## PROBLEM STATEMENT
Scan the data for "React" and copy the lines it appears in.

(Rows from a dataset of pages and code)
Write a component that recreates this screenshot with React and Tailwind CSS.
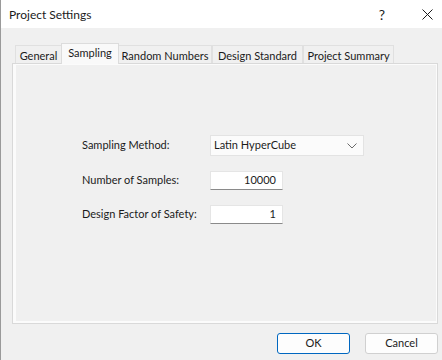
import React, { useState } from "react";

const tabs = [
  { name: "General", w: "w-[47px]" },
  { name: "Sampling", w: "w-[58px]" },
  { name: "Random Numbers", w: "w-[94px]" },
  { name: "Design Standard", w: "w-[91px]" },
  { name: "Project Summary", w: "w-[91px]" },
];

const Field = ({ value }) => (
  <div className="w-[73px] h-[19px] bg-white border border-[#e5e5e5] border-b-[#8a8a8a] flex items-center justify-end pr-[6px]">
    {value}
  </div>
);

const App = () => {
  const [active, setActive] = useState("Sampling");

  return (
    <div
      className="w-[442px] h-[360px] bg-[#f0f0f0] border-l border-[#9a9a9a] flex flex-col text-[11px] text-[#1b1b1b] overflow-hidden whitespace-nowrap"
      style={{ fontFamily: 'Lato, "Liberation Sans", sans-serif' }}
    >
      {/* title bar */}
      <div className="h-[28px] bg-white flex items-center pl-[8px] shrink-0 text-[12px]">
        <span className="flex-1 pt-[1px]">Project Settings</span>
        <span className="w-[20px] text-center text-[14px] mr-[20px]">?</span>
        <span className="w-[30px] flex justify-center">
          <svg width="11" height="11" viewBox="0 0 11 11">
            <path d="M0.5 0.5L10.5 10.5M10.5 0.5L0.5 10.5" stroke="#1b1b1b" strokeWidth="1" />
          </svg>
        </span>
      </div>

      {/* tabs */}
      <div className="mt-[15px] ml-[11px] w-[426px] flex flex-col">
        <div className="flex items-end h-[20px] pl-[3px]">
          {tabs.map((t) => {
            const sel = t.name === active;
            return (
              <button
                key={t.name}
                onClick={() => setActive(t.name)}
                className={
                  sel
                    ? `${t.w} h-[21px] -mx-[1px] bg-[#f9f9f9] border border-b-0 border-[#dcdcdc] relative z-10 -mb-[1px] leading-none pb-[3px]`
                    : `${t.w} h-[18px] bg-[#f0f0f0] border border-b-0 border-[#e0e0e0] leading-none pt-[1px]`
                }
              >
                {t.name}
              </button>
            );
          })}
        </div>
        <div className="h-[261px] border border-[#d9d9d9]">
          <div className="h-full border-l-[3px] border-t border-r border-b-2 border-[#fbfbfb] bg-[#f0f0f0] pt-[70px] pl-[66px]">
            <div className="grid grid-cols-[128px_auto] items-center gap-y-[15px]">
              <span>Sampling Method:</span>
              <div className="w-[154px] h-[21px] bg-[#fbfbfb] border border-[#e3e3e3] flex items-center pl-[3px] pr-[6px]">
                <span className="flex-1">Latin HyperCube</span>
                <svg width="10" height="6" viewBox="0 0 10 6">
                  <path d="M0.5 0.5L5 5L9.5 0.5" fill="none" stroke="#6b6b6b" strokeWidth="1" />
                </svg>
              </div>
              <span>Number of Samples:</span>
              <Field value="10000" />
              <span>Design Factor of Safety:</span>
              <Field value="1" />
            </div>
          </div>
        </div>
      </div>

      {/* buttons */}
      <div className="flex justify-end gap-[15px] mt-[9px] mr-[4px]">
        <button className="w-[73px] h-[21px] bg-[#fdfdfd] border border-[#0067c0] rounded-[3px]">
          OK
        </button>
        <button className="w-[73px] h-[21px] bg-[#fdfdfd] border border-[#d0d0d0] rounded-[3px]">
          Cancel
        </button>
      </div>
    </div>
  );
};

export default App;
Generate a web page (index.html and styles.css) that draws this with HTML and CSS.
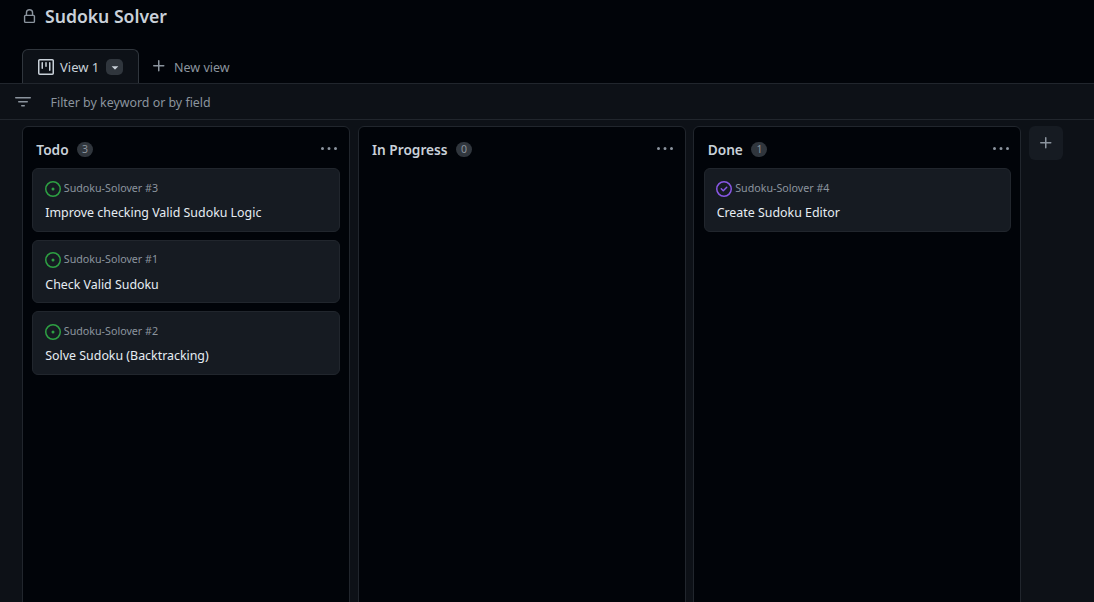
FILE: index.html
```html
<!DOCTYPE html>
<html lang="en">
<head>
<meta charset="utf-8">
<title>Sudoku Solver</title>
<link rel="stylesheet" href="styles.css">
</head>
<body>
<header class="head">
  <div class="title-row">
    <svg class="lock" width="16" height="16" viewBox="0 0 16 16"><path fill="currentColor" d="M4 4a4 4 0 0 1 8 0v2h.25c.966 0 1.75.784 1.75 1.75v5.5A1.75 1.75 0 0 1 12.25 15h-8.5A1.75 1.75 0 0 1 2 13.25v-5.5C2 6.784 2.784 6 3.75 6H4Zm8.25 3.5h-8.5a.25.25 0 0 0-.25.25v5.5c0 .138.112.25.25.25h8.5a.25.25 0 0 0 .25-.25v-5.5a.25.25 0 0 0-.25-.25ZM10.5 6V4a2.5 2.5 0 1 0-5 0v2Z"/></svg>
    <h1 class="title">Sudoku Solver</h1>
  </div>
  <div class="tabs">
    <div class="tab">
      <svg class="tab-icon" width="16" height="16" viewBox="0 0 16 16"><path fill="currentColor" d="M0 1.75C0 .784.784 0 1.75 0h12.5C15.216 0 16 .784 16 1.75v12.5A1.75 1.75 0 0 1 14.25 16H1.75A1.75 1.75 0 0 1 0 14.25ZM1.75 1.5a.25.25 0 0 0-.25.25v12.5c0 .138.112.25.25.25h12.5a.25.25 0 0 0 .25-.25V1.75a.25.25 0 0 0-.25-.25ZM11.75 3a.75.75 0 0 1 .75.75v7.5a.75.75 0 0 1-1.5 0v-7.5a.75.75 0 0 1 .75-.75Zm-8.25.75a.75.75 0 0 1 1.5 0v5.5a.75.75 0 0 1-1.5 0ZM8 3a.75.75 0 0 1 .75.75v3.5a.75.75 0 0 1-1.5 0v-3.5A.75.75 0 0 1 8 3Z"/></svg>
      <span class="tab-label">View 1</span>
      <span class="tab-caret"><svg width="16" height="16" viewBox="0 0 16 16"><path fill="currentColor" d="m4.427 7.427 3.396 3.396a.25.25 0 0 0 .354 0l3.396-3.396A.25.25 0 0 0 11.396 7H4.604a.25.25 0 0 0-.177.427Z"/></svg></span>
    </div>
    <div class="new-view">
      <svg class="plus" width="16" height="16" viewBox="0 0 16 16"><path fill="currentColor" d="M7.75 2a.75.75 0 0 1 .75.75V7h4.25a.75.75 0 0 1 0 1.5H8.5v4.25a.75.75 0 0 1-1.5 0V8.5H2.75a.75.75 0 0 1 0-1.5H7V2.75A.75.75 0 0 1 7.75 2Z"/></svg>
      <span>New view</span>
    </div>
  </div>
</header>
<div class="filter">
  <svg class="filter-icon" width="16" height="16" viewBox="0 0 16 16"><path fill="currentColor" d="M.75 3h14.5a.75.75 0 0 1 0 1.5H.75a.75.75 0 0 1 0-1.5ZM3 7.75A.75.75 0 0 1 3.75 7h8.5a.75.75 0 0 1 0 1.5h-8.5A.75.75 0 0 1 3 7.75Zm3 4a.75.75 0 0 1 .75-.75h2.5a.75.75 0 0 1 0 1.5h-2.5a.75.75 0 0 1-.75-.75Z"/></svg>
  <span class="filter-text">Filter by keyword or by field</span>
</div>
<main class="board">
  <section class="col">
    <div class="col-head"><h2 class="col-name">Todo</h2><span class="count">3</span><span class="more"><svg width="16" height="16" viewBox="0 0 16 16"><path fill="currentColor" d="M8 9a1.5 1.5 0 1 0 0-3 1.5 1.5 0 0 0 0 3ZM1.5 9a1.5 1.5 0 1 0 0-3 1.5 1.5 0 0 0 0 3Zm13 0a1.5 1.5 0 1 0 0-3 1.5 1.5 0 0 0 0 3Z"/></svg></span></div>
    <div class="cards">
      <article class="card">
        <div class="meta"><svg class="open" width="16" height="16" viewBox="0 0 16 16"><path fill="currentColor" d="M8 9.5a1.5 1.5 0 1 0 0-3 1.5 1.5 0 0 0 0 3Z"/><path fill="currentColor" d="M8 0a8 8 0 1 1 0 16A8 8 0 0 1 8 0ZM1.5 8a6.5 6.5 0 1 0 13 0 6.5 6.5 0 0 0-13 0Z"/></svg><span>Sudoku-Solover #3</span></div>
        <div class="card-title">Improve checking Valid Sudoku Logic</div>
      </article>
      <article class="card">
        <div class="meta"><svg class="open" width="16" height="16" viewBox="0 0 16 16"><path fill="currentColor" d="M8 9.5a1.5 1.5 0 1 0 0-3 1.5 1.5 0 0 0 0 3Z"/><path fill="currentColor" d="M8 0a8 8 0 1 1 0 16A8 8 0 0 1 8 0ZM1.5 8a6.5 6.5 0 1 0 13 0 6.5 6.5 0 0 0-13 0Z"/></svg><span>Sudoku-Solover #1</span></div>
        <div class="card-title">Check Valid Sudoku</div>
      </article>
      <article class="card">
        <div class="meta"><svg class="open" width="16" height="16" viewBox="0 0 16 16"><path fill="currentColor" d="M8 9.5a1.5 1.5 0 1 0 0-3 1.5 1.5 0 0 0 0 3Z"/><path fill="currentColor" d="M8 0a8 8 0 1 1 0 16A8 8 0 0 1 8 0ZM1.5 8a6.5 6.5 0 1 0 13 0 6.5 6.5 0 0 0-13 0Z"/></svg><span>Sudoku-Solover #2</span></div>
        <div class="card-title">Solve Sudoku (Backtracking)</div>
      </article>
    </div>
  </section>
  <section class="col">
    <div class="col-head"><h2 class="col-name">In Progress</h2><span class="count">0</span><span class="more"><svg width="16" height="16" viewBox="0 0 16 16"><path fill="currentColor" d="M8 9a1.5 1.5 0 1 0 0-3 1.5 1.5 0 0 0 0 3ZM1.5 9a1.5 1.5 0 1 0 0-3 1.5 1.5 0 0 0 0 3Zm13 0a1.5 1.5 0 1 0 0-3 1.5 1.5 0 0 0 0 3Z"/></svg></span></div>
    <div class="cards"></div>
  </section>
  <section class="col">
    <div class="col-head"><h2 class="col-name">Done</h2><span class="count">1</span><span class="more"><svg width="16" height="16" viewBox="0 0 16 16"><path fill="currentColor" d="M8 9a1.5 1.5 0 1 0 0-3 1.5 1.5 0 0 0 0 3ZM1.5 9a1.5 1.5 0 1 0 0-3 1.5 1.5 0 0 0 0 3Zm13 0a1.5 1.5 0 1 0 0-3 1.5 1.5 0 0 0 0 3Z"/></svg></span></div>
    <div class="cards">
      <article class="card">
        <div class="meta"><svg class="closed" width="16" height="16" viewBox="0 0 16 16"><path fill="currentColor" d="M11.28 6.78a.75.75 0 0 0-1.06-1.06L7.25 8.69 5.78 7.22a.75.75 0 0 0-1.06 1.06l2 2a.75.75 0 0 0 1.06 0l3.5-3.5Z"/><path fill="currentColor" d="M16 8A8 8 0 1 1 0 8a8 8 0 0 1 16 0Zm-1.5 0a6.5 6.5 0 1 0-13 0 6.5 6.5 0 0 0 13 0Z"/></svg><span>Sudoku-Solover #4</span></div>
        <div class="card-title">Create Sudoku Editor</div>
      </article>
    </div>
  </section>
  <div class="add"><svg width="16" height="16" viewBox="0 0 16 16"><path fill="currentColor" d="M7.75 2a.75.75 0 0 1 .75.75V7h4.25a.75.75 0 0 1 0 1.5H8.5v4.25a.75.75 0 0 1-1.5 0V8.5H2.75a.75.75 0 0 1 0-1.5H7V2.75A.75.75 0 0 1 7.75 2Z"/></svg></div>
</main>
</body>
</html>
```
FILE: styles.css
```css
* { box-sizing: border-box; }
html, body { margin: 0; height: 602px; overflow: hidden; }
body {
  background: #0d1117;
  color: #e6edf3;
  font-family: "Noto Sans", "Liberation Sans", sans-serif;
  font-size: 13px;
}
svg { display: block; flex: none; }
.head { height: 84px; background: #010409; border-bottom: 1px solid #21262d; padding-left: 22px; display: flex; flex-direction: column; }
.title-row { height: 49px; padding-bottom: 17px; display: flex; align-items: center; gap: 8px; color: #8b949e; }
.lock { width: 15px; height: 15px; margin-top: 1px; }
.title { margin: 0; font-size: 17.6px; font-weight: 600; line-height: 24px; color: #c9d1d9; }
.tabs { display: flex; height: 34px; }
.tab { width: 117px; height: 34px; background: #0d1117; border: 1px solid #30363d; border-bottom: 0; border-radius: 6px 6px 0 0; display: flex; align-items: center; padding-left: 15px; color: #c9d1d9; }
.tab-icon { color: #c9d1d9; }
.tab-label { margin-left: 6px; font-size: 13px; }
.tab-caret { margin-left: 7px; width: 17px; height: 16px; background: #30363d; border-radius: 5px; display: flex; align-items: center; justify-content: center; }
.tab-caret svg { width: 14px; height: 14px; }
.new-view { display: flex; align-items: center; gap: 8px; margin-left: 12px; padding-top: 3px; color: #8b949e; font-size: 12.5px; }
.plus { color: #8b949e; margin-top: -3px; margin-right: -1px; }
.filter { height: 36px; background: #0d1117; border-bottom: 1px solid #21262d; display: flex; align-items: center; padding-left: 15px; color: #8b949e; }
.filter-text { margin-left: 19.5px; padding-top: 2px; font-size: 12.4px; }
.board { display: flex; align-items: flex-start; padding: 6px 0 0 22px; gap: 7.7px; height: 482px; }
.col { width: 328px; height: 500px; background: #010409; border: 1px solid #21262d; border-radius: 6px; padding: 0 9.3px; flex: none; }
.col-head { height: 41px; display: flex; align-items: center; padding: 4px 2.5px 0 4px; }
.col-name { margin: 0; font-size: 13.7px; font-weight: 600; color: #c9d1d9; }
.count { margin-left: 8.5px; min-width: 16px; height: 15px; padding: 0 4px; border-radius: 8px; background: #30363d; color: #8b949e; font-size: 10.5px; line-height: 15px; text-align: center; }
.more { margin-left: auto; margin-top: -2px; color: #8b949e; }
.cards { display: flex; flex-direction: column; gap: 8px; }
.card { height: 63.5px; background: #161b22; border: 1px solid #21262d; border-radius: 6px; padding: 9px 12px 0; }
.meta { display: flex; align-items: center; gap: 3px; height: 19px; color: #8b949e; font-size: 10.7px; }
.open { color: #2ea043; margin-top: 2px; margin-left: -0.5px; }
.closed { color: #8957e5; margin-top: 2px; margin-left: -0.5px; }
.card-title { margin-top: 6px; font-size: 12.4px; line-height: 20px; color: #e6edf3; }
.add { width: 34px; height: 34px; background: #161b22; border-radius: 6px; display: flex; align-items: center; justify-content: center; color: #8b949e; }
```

## WRITTEN SOLUTION
Write a component that recreates this screenshot with React and Tailwind CSS.
import React, { useState } from "react";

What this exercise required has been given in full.